On 4 November the UN Special Advisers on the Prevention of Genocide and the Responsibility to Protect released a statement expressing concern that the electoral process has resulted in "further marginalization of religious minorities," highlighting "decades of institutionalized discrimination in law, policies and practice" against Rohingyas.

On 17 November the UN Secretary-General congratulated the NLD for its success in the elections, but stressed that "cooperation and inclusive dialogue involving all stakeholders, including those representing ethnic groups, religious minorities as well as civil society," was essential.

NECESSARY ACTION: The newly-elected government of Burma/Myanmar must uphold their Responsibility to Protect all populations, regardless of their ethnicity or religion. The incoming NLD government should immediately abolish the Rakhine Action Plan and end institutionalized discrimination against the Rohingya, including the denial of citizenship. It must hold accountable all those who commit human rights abuses, including inciting ethnic and religious intolerance and violence.

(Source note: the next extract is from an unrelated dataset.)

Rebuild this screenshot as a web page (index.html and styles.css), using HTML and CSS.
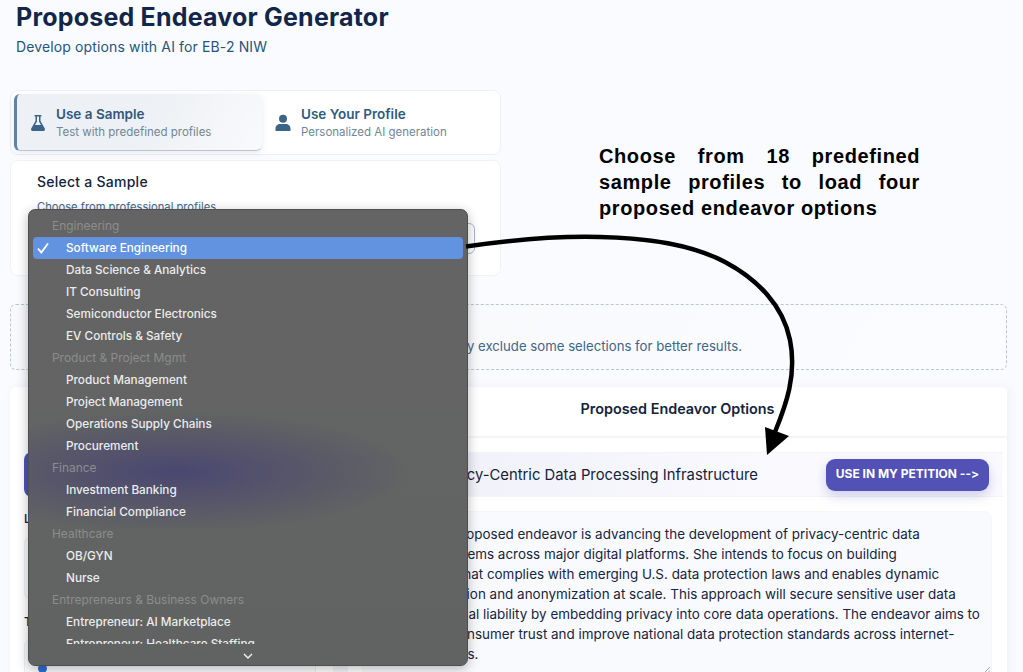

In Arakan/Rakhine state the government must facilitate the safe, voluntary return of IDPs to their communities. Neighboring countries should offer protection and assistance to Rohingya asylum seekers.

The international community must urge the new NLD government to develop a comprehensive reconciliation plan, including establishing a commission of inquiry into crimes committed against the Rohingya in Arakan/Rakhine state. The new government must demonstrably improve the welfare of ethnic and religious minorities and end discriminatory practices that pose an existential threat to the Rohingya community.

A central component of the new government's reform process must include constitutional reform that addresses the needs of ethnic minorities, as well as the development of an independent judiciary as a means of safeguarding human rights and tackling the culture of impunity regarding past mass atrocity crimes.